Cannery Row Essay

Cannery Row Essay

  • Submitted By: bobmarley
  • Date Submitted: 12/03/2008 5:56 AM
  • Category: English
  • Words: 1028
  • Page: 5
  • Views: 5

In John Steinbeck’s Cannery Row, the problem filled characters are living in an impoverished community where many life lessons can be learned. Instead of trying to achieve the American Dream these people are content with living the anti-American Dream; money and materials are not looked upon as a necessity. The community and the characters that Steinbeck creates speak to me through their actions and the events that occur. None of the characters in Cannery Row try to be someone or something that they are not. Steinbeck echoes Emerson’s thought that imitation is suicide by creating such unique characters with diverse personalities and traits. While reading this story I have realized that I should be thankful for who I am and not try to be something that I am not. Mack and the boys are a great example of individuals who love living life even though they are bums. Even though they are not as privileged as other people may be, they embrace life as it is given to them and live a full life, surviving like a pack of lions in the jungle-like world that we live in:
“Mack and the boys, too, spinning in their orbits. They are the Virtues, the Graces, the Beauties of the hurried mangled craziness of Monterey and the cosmic Monterey where men in fear and hunger destroy everything lovable about them…Mack and the boys avoid the trap, walk around the poison, step over the noose while a generation of trapped, poisoned, and trussed-up men scream at them and call them no-goods, come-to-bad ends, blots-on-the-town, thieves, rascals, bums…” (Steinbeck 15)
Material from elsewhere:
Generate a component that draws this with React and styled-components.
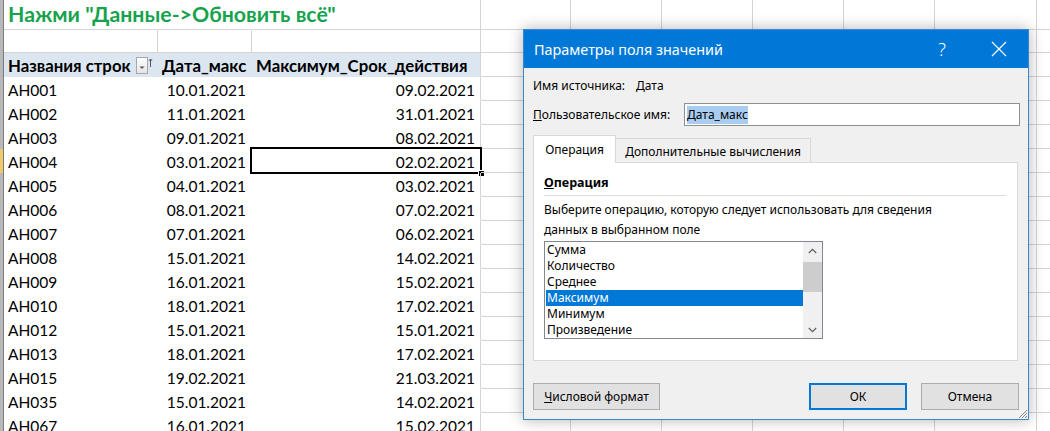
import React from "react";
import styled, { createGlobalStyle } from "styled-components";

const GRID = "#d4d4d4";
const COLS = [154, 94, 229, 90, 91, 91, 91, 91, 102, 100];

const DATA = [
  ["AH001", "10.01.2021", "09.02.2021"],
  ["AH002", "11.01.2021", "31.01.2021"],
  ["AH003", "09.01.2021", "08.02.2021"],
  ["AH004", "03.01.2021", "02.02.2021"],
  ["AH005", "04.01.2021", "03.02.2021"],
  ["AH006", "08.01.2021", "07.02.2021"],
  ["AH007", "07.01.2021", "06.02.2021"],
  ["AH008", "15.01.2021", "14.02.2021"],
  ["AH009", "16.01.2021", "15.02.2021"],
  ["AH010", "18.01.2021", "17.02.2021"],
  ["AH012", "15.01.2021", "15.01.2021"],
  ["AH013", "18.01.2021", "17.02.2021"],
  ["AH015", "19.02.2021", "21.03.2021"],
  ["AH035", "15.01.2021", "14.02.2021"],
  ["AH067", "16.01.2021", "15.02.2021"],
];

const OPS = ["Сумма", "Количество", "Среднее", "Максимум", "Минимум", "Произведение"];

const GlobalStyle = createGlobalStyle`
  html, body { margin: 0; padding: 0; background: #fff; }
  body { overflow: hidden; }
  * { box-sizing: border-box; }
`;

const Sheet = styled.div`
  position: relative;
  width: 1050px;
  height: 431px;
  overflow: hidden;
  background: #fff;
  font-family: Lato, "Liberation Sans", sans-serif;
  font-size: 15.5px;
  color: #000;
`;

const Row = styled.div`
  display: flex;
  height: ${(p) => p.$h}px;
`;

const RowHead = styled.div`
  flex: none;
  width: 4px;
  background: ${(p) => (p.$active ? "#f0c96c" : "#b9b9b9")};
  border-right: 1px solid #7a7a7a;
`;

const Cell = styled.div`
  position: relative;
  flex: none;
  width: ${(p) => p.$w}px;
  display: flex;
  align-items: center;
  justify-content: ${(p) => (p.$align === "right" ? "flex-end" : "flex-start")};
  padding: ${(p) => (p.$bold ? "1px 5px 0 4px" : "3px 5px 0 4px")};
  white-space: nowrap;
  font-weight: ${(p) => (p.$bold ? 700 : 400)};
  font-size: ${(p) => (p.$bold ? "16.8px" : "inherit")};
  background: ${(p) => p.$bg || "transparent"};
  border-right: 1px solid ${(p) => (p.$vline ? GRID : "transparent")};
  border-bottom: 1px solid ${(p) => (p.$hline ? GRID : "transparent")};
`;

const Title = styled.span`
  font-size: 21.3px;
  font-weight: 700;
  color: #17a34e;
  margin-top: -5px;
`;

const FilterIcon = styled.svg`
  margin-left: auto;
  margin-right: -1px;
  flex: none;
`;

const Selection = styled.div`
  position: absolute;
  left: -2px;
  top: -2px;
  width: 232px;
  height: 27px;
  border: 2px solid #000;
  pointer-events: none;
`;

const FillHandle = styled.div`
  position: absolute;
  right: -5px;
  bottom: -5px;
  width: 7px;
  height: 7px;
  background: #000;
  border: 1px solid #fff;
`;

/* ---------------- Dialog ---------------- */

const Dialog = styled.div`
  position: absolute;
  left: 523px;
  top: 29px;
  width: 506px;
  height: 391px;
  border: 1px solid #3d86cf;
  background: #f0f0f0;
  box-shadow: 0 0 14px rgba(0, 0, 0, 0.3);
  display: flex;
  flex-direction: column;
  font-family: "Noto Sans", "Open Sans", sans-serif;
  font-size: 12px;
  color: #000;
`;

const TitleBar = styled.div`
  flex: none;
  height: 38px;
  background: #0078d7;
  color: #fff;
  display: flex;
  align-items: center;
  padding-left: 10px;
`;

const TitleText = styled.div`
  flex: 1;
  font-size: 14.4px;
  font-weight: 400;
`;

const TitleBtn = styled.div`
  width: ${(p) => p.$w}px;
  height: 100%;
  display: flex;
  align-items: center;
  justify-content: center;
  font-size: 18px;
  font-weight: 300;
`;

const Body = styled.div`
  flex: 1;
  display: flex;
  flex-direction: column;
  padding: 7px 8px 0 9px;
  position: relative;
`;

const FieldRow = styled.div`
  display: flex;
  align-items: center;
  height: ${(p) => p.$h}px;
  margin-bottom: ${(p) => p.$mb || 0}px;
`;

const Label = styled.div`
  width: ${(p) => p.$w}px;
  flex: none;
`;

const Input = styled.div`
  flex: 1;
  height: 100%;
  background: #fff;
  border: 1px solid #8f8f8f;
  display: flex;
  align-items: center;
  padding-left: 2px;
`;

const Selected = styled.span`
  background: #a8cdf0;
  padding: 1px 0;
  line-height: 16px;
`;

const TabStrip = styled.div`
  display: flex;
  align-items: flex-end;
  height: 28px;
  margin-bottom: -1px;
  position: relative;
  z-index: 1;
`;

const Tab = styled.div`
  width: ${(p) => p.$w}px;
  height: ${(p) => (p.$active ? 28 : 25)}px;
  display: flex;
  align-items: center;
  justify-content: center;
  padding-top: ${(p) => (p.$active ? 0 : 1)}px;
  background: ${(p) => (p.$active ? "#fff" : "#f0f0f0")};
  border: 1px solid #d9d9d9;
  border-bottom: ${(p) => (p.$active ? "none" : "1px solid #d9d9d9")};
  border-left: ${(p) => (p.$active ? "1px solid #d9d9d9" : "none")};
`;

const Panel = styled.div`
  height: 199px;
  margin-right: 2px;
  background: #fff;
  border: 1px solid #d9d9d9;
  padding: 11px 11px 0 10px;
  display: flex;
  flex-direction: column;
`;

const SectionHead = styled.div`
  font-weight: 700;
  font-size: 12.5px;
  line-height: 18px;
  padding-bottom: 3px;
  border-bottom: 1px solid #dcdcdc;
`;

const Desc = styled.div`
  margin-top: 4px;
  line-height: 20px;
`;

const ListBox = styled.div`
  width: 279px;
  height: 98px;
  margin-top: 1px;
  border: 1px solid #828790;
  background: #fff;
  display: flex;
`;

const Items = styled.div`
  flex: 1;
  display: flex;
  flex-direction: column;
  padding-left: 1px;
`;

const Item = styled.div`
  height: 16px;
  line-height: 16px;
  padding-left: 1px;
  background: ${(p) => (p.$sel ? "#0078d7" : "transparent")};
  color: ${(p) => (p.$sel ? "#fff" : "#000")};
`;

const ScrollBar = styled.div`
  width: 19px;
  flex: none;
  background: #f0f0f0;
  display: flex;
  flex-direction: column;
`;

const ScrollBtn = styled.div`
  height: 17px;
  display: flex;
  align-items: center;
  justify-content: center;
`;

const Track = styled.div`
  flex: 1;
`;

const Thumb = styled.div`
  margin-top: 3px;
  height: 30px;
  background: #cdcdcd;
`;

const ButtonRow = styled.div`
  display: flex;
  align-items: center;
  margin-top: 22px;
  height: 27px;
`;

const Button = styled.div`
  width: ${(p) => p.$w}px;
  height: 27px;
  margin-left: ${(p) => p.$ml || 0}px;
  background: #e1e1e1;
  border: ${(p) => (p.$default ? "2px solid #0078d7" : "1px solid #adadad")};
  display: flex;
  align-items: center;
  justify-content: center;
`;

const Spacer = styled.div`
  flex: 1;
`;

const Grip = styled.svg`
  position: absolute;
  right: 0;
  bottom: 0;
`;

function GridCells({ from = 3, row }) {
  return COLS.slice(from).map((w, i) => (
    <Cell key={`${row}-${i}`} $w={w} $vline $hline />
  ));
}

function Filter() {
  return (
    <FilterIcon width="17" height="17" viewBox="0 0 17 17">
      <defs>
        <linearGradient id="fg" x1="0" y1="0" x2="0" y2="1">
          <stop offset="0" stopColor="#ffffff" />
          <stop offset="1" stopColor="#e4e4e4" />
        </linearGradient>
      </defs>
      <rect x="0.5" y="0.5" width="11" height="16" fill="url(#fg)" stroke="#a8a8a8" />
      <path d="M3.5 9.5 L8.5 9.5 L6 12 Z" fill="#555" />
      <path d="M14.5 2 L14.5 10 M13 3.8 L14.5 2 L16 3.8" stroke="#444" strokeWidth="0.9" fill="none" />
    </FilterIcon>
  );
}

export default function App() {
  return (
    <>
      <GlobalStyle />
      <Sheet>
        <Row $h={30}>
          <RowHead />
          <Cell $w={COLS[0]} $hline>
            <Title>Нажми "Данные-&gt;Обновить всё"</Title>
          </Cell>
          <Cell $w={COLS[1]} $hline />
          <Cell $w={COLS[2]} $hline $vline />
          <GridCells row="r1" />
        </Row>
        <Row $h={23}>
          <RowHead />
          <Cell $w={COLS[0]} $hline $vline />
          <Cell $w={COLS[1]} $hline $vline />
          <Cell $w={COLS[2]} $hline $vline />
          <GridCells row="r2" />
        </Row>
        <Row $h={24}>
          <RowHead />
          <Cell $w={COLS[0]} $bold $bg="#dce6f1">
            Названия строк
            <Filter />
          </Cell>
          <Cell $w={COLS[1]} $bold $bg="#dce6f1">Дата_макс</Cell>
          <Cell $w={COLS[2]} $bold $bg="#dce6f1" $vline>Максимум_Срок_действия</Cell>
          <GridCells row="hd" />
        </Row>
        {DATA.map(([name, d1, d2], i) => (
          <Row $h={24} key={name}>
            <RowHead $active={i === 3} />
            <Cell $w={COLS[0]}>{name}</Cell>
            <Cell $w={COLS[1]} $align="right">{d1}</Cell>
            <Cell $w={COLS[2]} $align="right" $vline>
              {d2}
              {i === 3 && (
                <Selection>
                  <FillHandle />
                </Selection>
              )}
            </Cell>
            <GridCells row={name} />
          </Row>
        ))}

        <Dialog>
          <TitleBar>
            <TitleText>Параметры поля значений</TitleText>
            <TitleBtn $w={54}>?</TitleBtn>
            <TitleBtn $w={59}>
              <svg width="16" height="16" viewBox="0 0 16 16">
                <path d="M1 1 L15 15 M15 1 L1 15" stroke="#fff" strokeWidth="1.2" />
              </svg>
            </TitleBtn>
          </TitleBar>
          <Body>
            <FieldRow $h={20} $mb={8}>
              <Label $w={103}>Имя источника:</Label>
              <span>Дата</span>
            </FieldRow>
            <FieldRow $h={23} $mb={9}>
              <Label $w={151}>
                <u>П</u>ользовательское имя:
              </Label>
              <Input>
                <Selected>Дата_макс</Selected>
              </Input>
            </FieldRow>
            <TabStrip>
              <Tab $active $w={83}>Операция</Tab>
              <Tab $w={195}>Дополнительные вычисления</Tab>
            </TabStrip>
            <Panel>
              <SectionHead>
                <u>О</u>перация
              </SectionHead>
              <Desc>
                Выберите операцию, которую следует использовать для сведения
                <br />
                данных в выбранном поле
              </Desc>
              <ListBox>
                <Items>
                  {OPS.map((op) => (
                    <Item key={op} $sel={op === "Максимум"}>
                      {op}
                    </Item>
                  ))}
                </Items>
                <ScrollBar>
                  <ScrollBtn>
                    <svg width="9" height="6" viewBox="0 0 9 6">
                      <path d="M0.8 5 L4.5 1.3 L8.2 5" stroke="#606060" strokeWidth="1.2" fill="none" />
                    </svg>
                  </ScrollBtn>
                  <Track>
                    <Thumb />
                  </Track>
                  <ScrollBtn>
                    <svg width="9" height="6" viewBox="0 0 9 6">
                      <path d="M0.8 1 L4.5 4.7 L8.2 1" stroke="#606060" strokeWidth="1.2" fill="none" />
                    </svg>
                  </ScrollBtn>
                </ScrollBar>
              </ListBox>
            </Panel>
            <ButtonRow>
              <Button $w={127}>
                <span>
                  <u>Ч</u>исловой формат
                </span>
              </Button>
              <Spacer />
              <Button $w={98} $default>ОК</Button>
              <Button $w={98} $ml={14}>Отмена</Button>
              <div style={{ width: 1 }} />
            </ButtonRow>
            <Grip width="11" height="11" viewBox="0 0 11 11">
              <path d="M10 2 L2 10 M10 5 L5 10 M10 8 L8 10" stroke="#8a8a8a" strokeWidth="1" />
            </Grip>
          </Body>
        </Dialog>
      </Sheet>
    </>
  );
}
In this passage Steinbeck uses figurative language to describe how Mack and the boys are able to survive the craziness of Monterey. As apart of the lower class, Mack and the boys live more naturally than the upper class societies, who live more privileged lives. When Steinbeck says “Monterey where men in fear and hunger destroy everything lovable about them…” he makes the characters seem they like they are a wild pack of...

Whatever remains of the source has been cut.